Page added on May 16, 2008
If the price of beans doubles, most shoppers at the local vegetable market will have no hesitation to switch to the cheaper green vegetable and will tell the vendor so in no uncertain terms. If the price of staples such as potato or onion doubles, they may be as unequivocal; nevertheless they will buy smaller quantities.
Vegetable market economics do not seem to apply that easily to crude oil.
Over the past year the price of crude oil in the international market has doubled. This should have evoked either of two responses. One, consumers would have tried their best to reduce consumption or two, producers would have stepped up their production to cash in on rising prices. In this rapid run up in crude prices, neither has occurred in any significant sense.

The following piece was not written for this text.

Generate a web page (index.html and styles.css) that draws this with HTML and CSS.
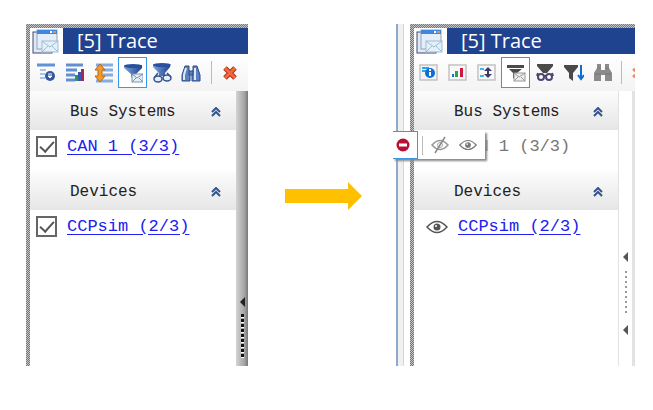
FILE: index.html
```html
<!DOCTYPE html>
<html lang="en">
<head>
    <meta charset="UTF-8">
    <meta name="viewport" content="width=device-width, initial-scale=1.0">
    <title>Trace</title>
    <link rel="stylesheet" href="styles.css">
</head>
<body>
    <svg class="defs" width="0" height="0" aria-hidden="true">
        <defs>
            <linearGradient id="blueGrad" x1="0" y1="0" x2="1" y2="0">
                <stop offset="0" stop-color="#7da4dc"/>
                <stop offset="1" stop-color="#1f438f"/>
            </linearGradient>
            <symbol id="window" viewBox="0 0 27 25">
                <rect x="1" y="3" width="19" height="21" fill="#dfe9f5" stroke="#3c4a70"/>
                <rect x="5" y="1" width="20" height="19" fill="#e3eefa" stroke="#8fa3bd"/>
                <rect x="5" y="1" width="20" height="4" fill="#3f86dc"/>
                <rect x="18" y="2" width="2" height="2" fill="#fff"/>
                <rect x="21" y="2" width="3" height="2" fill="#f08a4a"/>
                <rect x="10" y="12" width="16" height="11" fill="#e2f0fa" stroke="#a4bccd"/>
                <path d="M10 12l8 6 8-6M10 23l6-6M26 23l-6-6" fill="none" stroke="#a4bccd"/>
            </symbol>
            <symbol id="collapse" viewBox="0 0 10 10">
                <path d="M1 5l4-4 4 4M1 9l4-4 4 4" fill="none" stroke="#2f5590" stroke-width="2"/>
            </symbol>
            <symbol id="eye" viewBox="0 0 22 14">
                <path d="M1 7Q11-4 21 7Q11 18 1 7Z" fill="#fff" stroke="currentColor" stroke-width="1.5"/>
                <circle cx="11" cy="7" r="3.5" fill="currentColor"/>
                <circle cx="10" cy="6" r="1" fill="#fff"/>
            </symbol>
        </defs>
    </svg>

    <main class="compare">
        <section class="panel">
            <header class="titlebar">
                <svg class="app-icon"><use href="#window"/></svg>
                <h2>[5] Trace</h2>
            </header>
            <div class="toolbar">
                <button aria-label="Details">
                    <svg viewBox="0 0 20 20"><path d="M1 2h18" stroke="#5f92d6" stroke-width="3"/><path d="M4 7h6M4 11h5M4 15h5" stroke="#a9c4e8" stroke-width="2"/><circle cx="14" cy="13" r="5" fill="#35579f"/><path d="M12 13h4l-2 2zM12 11h4" fill="#fff" stroke="#fff"/></svg>
                </button>
                <button aria-label="Statistics">
                    <svg viewBox="0 0 20 20"><path d="M1 2h17M1 7h11M1 12h9M1 17h9" stroke="#638fd0" stroke-width="3"/><path d="M10 12h3v6h-3z" fill="#2e9a43"/><path d="M13 9h3v9h-3z" fill="#3458b4"/><path d="M16 6h3v12h-3z" fill="#a72654"/></svg>
                </button>
                <button aria-label="Expand rows">
                    <svg viewBox="0 0 20 20"><path d="M2 2h17M9 7h10M9 12h10M2 18h17" stroke="#86ace0" stroke-width="3"/><path d="M6 1l5 6H8v6h3l-5 6-5-6h3V7H1z" fill="#f59b28" stroke="#b8641a"/></svg>
                </button>
                <button class="active" aria-label="Message filter">
                    <svg viewBox="0 0 20 20"><path d="M1 2h18v3l-6 6v6l-5-3v-3L1 5z" fill="url(#blueGrad)"/><ellipse cx="10" cy="3" rx="9" ry="2" fill="#29509f"/><rect x="9" y="11" width="11" height="8" fill="#e6eff7" stroke="#7b93ae"/><path d="M9 11l5 4 6-4M9 19l4-4M20 19l-4-4" fill="none" stroke="#7b93ae"/></svg>
                </button>
                <button aria-label="View filter">
                    <svg viewBox="0 0 20 20"><path d="M1 1h17v3l-5 6v3H7v-3L1 4z" fill="url(#blueGrad)"/><ellipse cx="10" cy="2" rx="9" ry="2" fill="#29509f"/><g fill="#e6eefa" stroke="#345491" stroke-width="1.5"><ellipse cx="6" cy="16" rx="4" ry="3"/><ellipse cx="15" cy="15" rx="4" ry="3"/><path d="M2 15l4-5M19 14l-4-4" fill="none"/></g></svg>
                </button>
                <button aria-label="Find">
                    <svg viewBox="0 0 20 20"><g fill="#5b82c0" stroke="#2c4a86"><path d="M4 3h4v4l1 3v8H1v-6z"/><path d="M12 3h4l3 9v6h-8v-8l1-3z"/><path d="M8 8h4v4H8z"/></g><path d="M5 5l-2 7v5M14 5v12" stroke="#dce8f8" fill="none" stroke-width="2"/></svg>
                </button>
                <span class="divider"></span>
                <button aria-label="Clear">
                    <svg viewBox="0 0 20 20"><path d="M5 5l10 10M15 5L5 15" stroke="#a8321a" stroke-width="5"/><path d="M5 5l10 10M15 5L5 15" stroke="#f26a3c" stroke-width="3"/></svg>
                </button>
            </div>
            <div class="content">
                <div class="groups">
                    <div class="group-title">
                        <h3>Bus Systems</h3>
                        <button class="collapse" aria-label="Collapse Bus Systems"><svg><use href="#collapse"/></svg></button>
                    </div>
                    <div class="item">
                        <input type="checkbox" aria-label="CAN 1" checked>
                        <a href="#can">CAN 1 (3/3)</a>
                    </div>
                    <div class="group-title">
                        <h3>Devices</h3>
                        <button class="collapse" aria-label="Collapse Devices"><svg><use href="#collapse"/></svg></button>
                    </div>
                    <div class="item">
                        <input type="checkbox" aria-label="CCPsim" checked>
                        <a href="#ccpsim">CCPsim (2/3)</a>
                    </div>
                </div>
                <div class="splitter">
                    <span class="arrow"></span>
                    <span class="grip"></span>
                </div>
            </div>
        </section>

        <div class="becomes">
            <svg viewBox="0 0 77 28"><path d="M0 7h63V0l14 14-14 14v-7H0z" fill="#ffc000"/></svg>
        </div>

        <div class="docked">
            <div class="edge"></div>
            <section class="panel new">
                <header class="titlebar">
                    <svg class="app-icon"><use href="#window"/></svg>
                    <h2>[5] Trace</h2>
                </header>
                <div class="toolbar">
                    <button aria-label="Details">
                        <svg viewBox="0 0 20 20"><rect x="1" y="2" width="17" height="15" fill="#f4f4f4" stroke="#c2c2c2" stroke-width="1.5"/><path d="M3 5h7M3 8h4" stroke="#2ba5ee" stroke-width="2"/><circle cx="11" cy="10" r="5" fill="#0b6fd3"/><path d="M11 9v4M11 6v2" stroke="#fff" stroke-width="2"/></svg>
                    </button>
                    <button aria-label="Statistics">
                        <svg viewBox="0 0 20 20"><rect x="1" y="2" width="17" height="15" fill="#f8f8f8" stroke="#c2c2c2" stroke-width="1.5"/><path d="M4 11h2v3H4z" fill="#1672c4"/><path d="M7 8h3v6H7z" fill="#21a84a"/><path d="M12 5h3v9h-3z" fill="#cf1744"/></svg>
                    </button>
                    <button aria-label="Expand rows">
                        <svg viewBox="0 0 20 20"><rect x="1" y="2" width="17" height="15" fill="#f8f8f8" stroke="#c2c2c2" stroke-width="1.5"/><path d="M3 6h4M3 13h4" stroke="#43b3f0" stroke-width="2"/><path d="M11 4l4 4h-3v3h3l-4 4-4-4h3V8H7z" fill="#3b3b68"/></svg>
                    </button>
                    <button class="active" aria-label="Message filter">
                        <svg viewBox="0 0 20 20"><path d="M1 2h17v3H1zM3 6h13l-5 4v7l-4-2v-5z" fill="#4a4a4a"/><rect x="8" y="10" width="11" height="8" fill="#eee" stroke="#999"/><path d="M8 10l5 4 6-4M8 18l4-4M19 18l-4-4" fill="none" stroke="#999"/></svg>
                    </button>
                    <button aria-label="View filter">
                        <svg viewBox="0 0 20 20"><path d="M2 1h16v2l-6 7H8L2 3z" fill="#4a4a4a"/><g fill="#fff" stroke="#4b4773" stroke-width="2"><circle cx="6" cy="14" r="3"/><circle cx="14" cy="14" r="3"/><path d="M9 13h2M2 13l1-3M18 13l-1-3"/></g></svg>
                    </button>
                    <button aria-label="Sort">
                        <svg viewBox="0 0 20 20"><path d="M0 2h14v2L9 10v8l-4-3v-5L0 4z" fill="#4a4a4a"/><path d="M17 2v13M14 12l3 4 3-4" fill="none" stroke="#0b6fd3" stroke-width="2"/></svg>
                    </button>
                    <button aria-label="Find">
                        <svg viewBox="0 0 20 20"><path d="M4 1h4v6h4V1h4v4l3 5v8h-7v-6H8v6H1v-8l3-5z" fill="#8b8b8b"/><path d="M4 5h4M12 5h4M2 11h6M12 11h6" stroke="#777"/></svg>
                    </button>
                    <span class="divider"></span>
                    <button class="cut" aria-label="Clear">
                        <svg viewBox="0 0 20 20"><path d="M1 6l12 8M13 6L1 14" stroke="#f08a6a" stroke-width="3"/></svg>
                    </button>
                </div>
                <div class="content">
                    <div class="groups">
                        <div class="group-title">
                            <h3>Bus Systems</h3>
                            <button class="collapse" aria-label="Collapse Bus Systems"><svg><use href="#collapse"/></svg></button>
                        </div>
                        <div class="item">
                            <span class="state"></span>
                            <span class="muted">CAN 1 (3/3)</span>
                            <div class="popup">
                                <button class="chosen" aria-label="Exclude">
                                    <svg viewBox="0 0 14 14"><circle cx="7" cy="7" r="6.5" fill="#b80f35"/><path d="M3 7h8" stroke="#fff" stroke-width="3"/></svg>
                                </button>
                                <span class="line"></span>
                                <button aria-label="Hide">
                                    <svg viewBox="0 0 18 18"><path d="M1 9Q9 0 17 9Q9 18 1 9Z" fill="none" stroke="#999" stroke-width="1.5"/><circle cx="9" cy="9" r="2.5" fill="none" stroke="#aaa"/><path d="M4 17L14 1" stroke="#888" stroke-width="1.5"/></svg>
                                </button>
                                <button class="show" aria-label="Show">
                                    <svg><use href="#eye"/></svg>
                                </button>
                            </div>
                        </div>
                        <div class="group-title">
                            <h3>Devices</h3>
                            <button class="collapse" aria-label="Collapse Devices"><svg><use href="#collapse"/></svg></button>
                        </div>
                        <div class="item">
                            <button class="state" aria-label="CCPsim shown"><svg><use href="#eye"/></svg></button>
                            <a href="#ccpsim">CCPsim (2/3)</a>
                        </div>
                    </div>
                    <div class="splitter">
                        <span class="arrow"></span>
                        <span class="grip"></span>
                        <span class="arrow"></span>
                    </div>
                </div>
            </section>
        </div>
    </main>
</body>
</html>
```

FILE: styles.css
```css
* {
    box-sizing: border-box;
}
body {
    margin: 0;
    background: #fff;
    font-family: "Liberation Mono", monospace;
    color: #222;
}
.defs {
    position: absolute;
}
button {
    padding: 0;
    border: 0;
    background: none;
}
svg {
    display: block;
}
.compare {
    display: grid;
    grid-template-columns: minmax(0, 222fr) minmax(0, 148fr) minmax(0, 239fr);
    padding: 24px 18px 44px 26px;
}
.panel {
    display: flex;
    flex-direction: column;
    flex: 1;
    min-width: 0;
    min-height: 342px;
    padding: 4px 0 0 4px;
    background: repeating-conic-gradient(#777 0 25%, #c4c4c4 0 50%) 0 0 / 2px 2px;
}

/* title bar */
.titlebar {
    display: flex;
    height: 26px;
    background: #fff;
}
.app-icon {
    width: 27px;
    height: 25px;
    margin: 1px 4px 0 2px;
}
.titlebar h2 {
    flex: 1;
    margin: 0;
    padding-left: 14px;
    background: #1f438f;
    color: #fff;
    font: 20px/26px "Open Sans", sans-serif;
}

/* toolbar */
.toolbar {
    display: flex;
    align-items: center;
    height: 37px;
    padding-left: 1px;
    background: linear-gradient(#fff, #f3f3f3);
    overflow: hidden;
}
.toolbar button {
    display: flex;
    flex: none;
    align-items: center;
    justify-content: center;
    width: 29px;
    height: 31px;
}
.toolbar .active {
    border: 1px solid #3b97e3;
    background: #fff;
}
.toolbar svg {
    flex: none;
    width: 20px;
    height: 20px;
}
.divider {
    flex: none;
    width: 1px;
    height: 23px;
    margin: 0 3px 0 6px;
    background: #bbb;
}

/* groups */
.content {
    display: flex;
    flex: 1;
}
.groups {
    flex: 1;
    min-width: 0;
    background: #fff;
}
.group-title {
    display: flex;
    align-items: center;
    justify-content: space-between;
    height: 39px;
    padding: 3px 15px 0 40px;
    background: linear-gradient(#fcfcfc, #e6e6e6);
}
.group-title h3 {
    margin: 0;
    font-size: 16px;
    font-weight: normal;
    white-space: nowrap;
}
.collapse svg {
    width: 10px;
    height: 10px;
}
.item {
    position: relative;
    display: flex;
    align-items: center;
    gap: 10px;
    height: 33px;
    margin-bottom: 8px;
    padding-left: 6px;
    font-size: 17px;
    white-space: nowrap;
}
.item a {
    color: #2020f0;
    text-underline-offset: 3px;
}
.item input {
    display: flex;
    flex: none;
    justify-content: center;
    appearance: none;
    width: 21px;
    height: 21px;
    margin: 0;
    border: 2px solid #666;
    background: #fff;
}
.item input:checked::after {
    content: "";
    width: 6px;
    height: 12px;
    border: solid #555;
    border-width: 0 2px 2px 0;
    transform: rotate(42deg);
}
.muted {
    color: #777;
}

/* splitter */
.splitter {
    display: flex;
    flex: none;
    flex-direction: column;
    align-items: center;
    width: 12px;
    padding-top: 206px;
    background: linear-gradient(90deg, #d4d4d4, #a4a4a4 70%, #777);
}
.arrow {
    border: 5px solid transparent;
    border-left-width: 0;
    border-right-color: #222;
}
.grip {
    width: 3px;
    height: 45px;
    margin-top: 7px;
    background: repeating-linear-gradient(#111 0 3px, #fff 3px 4px, transparent 4px 5px);
}

/* new look */
.docked {
    display: flex;
}
.edge {
    flex: none;
    width: 8px;
    margin-right: 6px;
    border-left: 2px solid #8eaacb;
    border-right: 1px solid #d6d6d6;
    background: #f0f0f0;
}
.new .toolbar {
    padding: 0;
}
.new .divider {
    margin: 0 10px 0 4px;
}
.new .cut {
    justify-content: flex-start;
}
.new .state {
    flex: none;
    width: 22px;
    color: #555;
}
.new .item {
    padding-left: 12px;
}
.state svg {
    width: 22px;
    height: 14px;
}
.new .splitter {
    width: 17px;
    padding-top: 161px;
    border: solid #e2e2e2;
    border-width: 0 3px 0 1px;
    background: #fff;
}
.new .arrow {
    border-right-color: #555;
}
.new .grip {
    width: 2px;
    height: 43px;
    margin: 9px 0 11px;
    background: repeating-linear-gradient(#999 0 2px, transparent 2px 5px);
}
.popup {
    position: absolute;
    top: 1px;
    left: -21px;
    display: flex;
    align-items: center;
    height: 28px;
    background: #fff;
    box-shadow: 2px 2px 2px #888;
}
.popup .chosen {
    display: flex;
    align-items: center;
    justify-content: center;
    width: 25px;
    height: 28px;
    border: 1px solid #3b97e3;
    border-left: 0;
    padding-right: 4px;
}
.popup svg {
    width: 18px;
    height: 18px;
}
.popup .chosen svg {
    width: 14px;
    height: 14px;
}
.popup .line {
    width: 1px;
    height: 19px;
    margin: 0 8px 0 4px;
    background: #bbb;
}
.popup .show {
    margin: 0 8px 0 10px;
    color: #777;
}

.becomes {
    display: flex;
    justify-content: center;
    padding: 158px 0 0 2px;
}
.becomes svg {
    width: 77px;
    height: 28px;
}
```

Petroleum products are demonstrating their price inelasticity.
True, consumers have protested round the world; some car owners in the US have taken to public transport to save on petrol, and airlines are even cutting down on the food and water they serve on board to lighten their planes and, consequently, their fuel burn.

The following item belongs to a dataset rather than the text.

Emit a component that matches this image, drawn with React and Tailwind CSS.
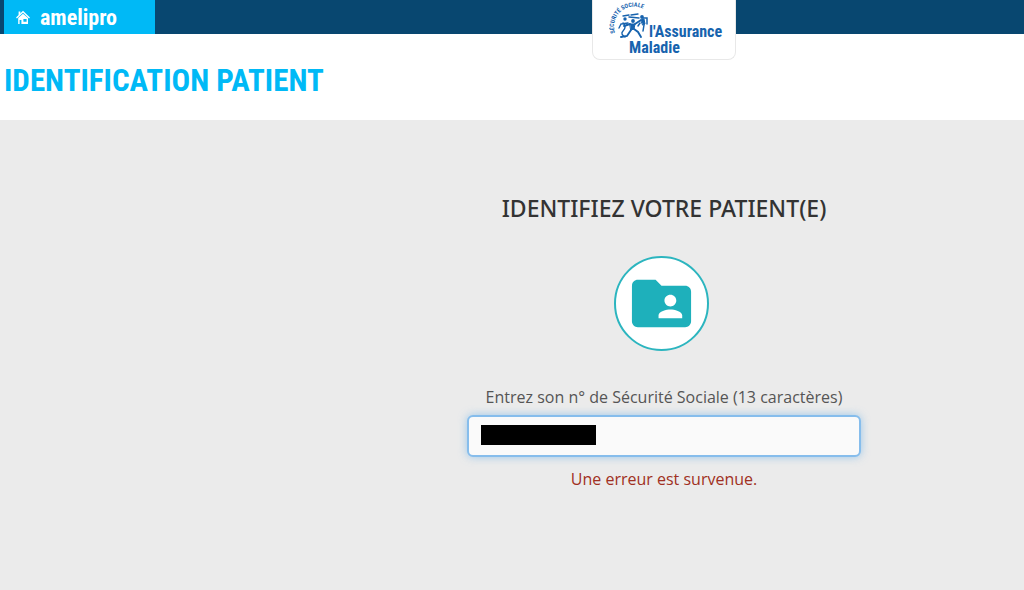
import { useState } from 'react';
import { MdFolderShared } from 'react-icons/md';

function HomeIcon() {
  return (
    <svg viewBox="0 0 14 14" className="h-3.5 w-3.5" fill="none" stroke="currentColor" aria-hidden="true">
      <path d="M0.5 8 L7 1.7 L13.5 8" strokeWidth="1.3" />
      <path d="M3.5 1.5 V5" strokeWidth="1.8" />
      <path fillRule="evenodd" fill="currentColor" stroke="none" d="M2.2 8 L7 3.7 L12 8 V14 H2.2 Z M3.6 10 V14 H5.4 V10 Z M7.4 9 V11.8 H10.6 V9 Z" />
    </svg>
  );
}

function LogoFigures() {
  return (
    <svg viewBox="0 0 44 42" className="absolute left-4 top-0 h-[42px] w-11" fill="none" stroke="currentColor" strokeLinecap="round" aria-hidden="true">
      <path id="logo-arc" d="M6 33 A20 20 0 0 1 43 18" stroke="none" />
      <text className="font-['Roboto_Condensed','Liberation_Sans',sans-serif] text-[6px] font-bold" fill="currentColor" stroke="none">
        <textPath href="#logo-arc">SÉCURITÉ SOCIALE</textPath>
      </text>
      {/* Left figure */}
      <circle cx="16" cy="19" r="1.7" fill="currentColor" stroke="none" />
      <path d="M12 24 L19 23 M14 23 Q18 27 14 31 Q11 34 16 37 M12 24 L10 28 M14 16 L20 15" strokeWidth="1.4" />
      {/* Centre figure */}
      <circle cx="24" cy="21" r="1.9" fill="currentColor" stroke="none" />
      <path d="M21 24 L26 24 L25 29 L22 30 Z" fill="currentColor" strokeWidth="1" />
      <path d="M21 24 L15 26 M26 24 L32 20 M22 30 L18 36 L12 37 M25 29 L29 32 L32 37" strokeWidth="1.9" />
      {/* Right figure */}
      <circle cx="33" cy="17" r="1.9" fill="currentColor" stroke="none" />
      <path d="M32 20 L35 19 L36 24 L34 25 Z" fill="currentColor" strokeWidth="1" />
      <path d="M20 17 L30 18 M34 18 L38 18 L38 24 M35 25 L34 31 M31 23 L29 26" strokeWidth="1.5" />
      <path d="M22 15 L29 14" strokeWidth="1.3" />
    </svg>
  );
}

export default function App() {
  const [nir, setNir] = useState('');

  return (
    <div className="min-h-screen bg-[#ebebeb] font-['Open_Sans',sans-serif]">
      {/* Top bar */}
      <header className="relative h-[34px] bg-[#084770] pl-1">
        <a
          href="#accueil"
          className="inline-flex h-full w-[151px] items-center gap-2.5 bg-[#00b9f6] pl-3 font-['Roboto_Condensed','Liberation_Sans_Narrow','Liberation_Sans',sans-serif] text-[22px] font-bold text-white"
        >
          <HomeIcon />
          amelipro
        </a>
        <div className="absolute inset-x-0 top-0 flex justify-center pl-76 pointer-events-none">
          <div className="relative h-[60px] w-36 rounded-b-lg border border-t-0 border-[#e8e8e8] bg-white font-['Roboto_Condensed','Liberation_Sans_Narrow','Liberation_Sans',sans-serif] text-base leading-4 font-bold text-[#1763ae]">
            <LogoFigures />
            <p className="pl-9 pt-6">
              <span className="block pl-5">l'Assurance</span>
              Maladie
            </p>
          </div>
        </div>
      </header>

      <div className="bg-white px-1 pt-6 pb-4">
        <h1 className="whitespace-nowrap font-['Roboto_Condensed','Liberation_Sans_Narrow','Liberation_Sans',sans-serif] text-[31px] leading-[46px] font-bold text-[#00b9f6]">
          IDENTIFICATION PATIENT
        </h1>
      </div>

      {/* Patient form */}
      <main className="flex justify-center pl-76 pt-18">
        <form className="flex w-[394px] flex-col items-center" onSubmit={e => e.preventDefault()}>
          <h2 className="whitespace-nowrap font-['Noto_Sans','Open_Sans',sans-serif] text-[23px] leading-8 font-medium text-[#333]">IDENTIFIEZ VOTRE PATIENT(E)</h2>
          <div className="mt-8 mr-1.5 flex h-[95px] w-[95px] items-center justify-center rounded-full border-2 border-[#2cb5bf] bg-white text-[#1eb0bb]">
            <MdFolderShared className="h-[71px] w-[71px]" aria-hidden="true" />
          </div>
          <label htmlFor="nir" className="mt-[34px] text-base whitespace-nowrap text-[#555]">
            Entrez son n° de Sécurité Sociale (13 caractères)
          </label>
          <div className="relative mt-1.5 w-full">
            <input
              id="nir"
              type="text"
              maxLength={13}
              value={nir}
              onChange={e => setNir(e.target.value)}
              className="h-[42px] w-full rounded-md border-2 border-[#86bdec] bg-[#fafafa] px-3 text-base text-[#555] shadow-[0_0_8px_rgba(102,175,233,0.6)] outline-none"
            />
            <span className="absolute left-3.5 top-2.5 h-5 w-[115px] bg-black pointer-events-none" />
          </div>
          <p role="alert" className="mt-2.5 text-base text-[#a03022]">Une erreur est survenue.</p>
        </form>
      </main>
    </div>
  );
}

Yet oil consumption in the US, which accounts for a fourth of the world’s use, is still rising, not falling. In the four weeks ended May 2, consumption rose 0.1 per cent over the previous year. World oil demand this year is expected to rise to an average of over 87 million barrels a day from 86 million a day in 2007.
True, global oil majors are on a desperate hunt for new oil and gas resources in very many parts of the earth, from the Arctic permafrost and the desolate Sakhalin islands to the depths of the Krishna Godavari basin offshore. Existing wells are being coaxed into delivering more, but many of them have left their productive years behind. The result is that the market is barely getting what it needs for now.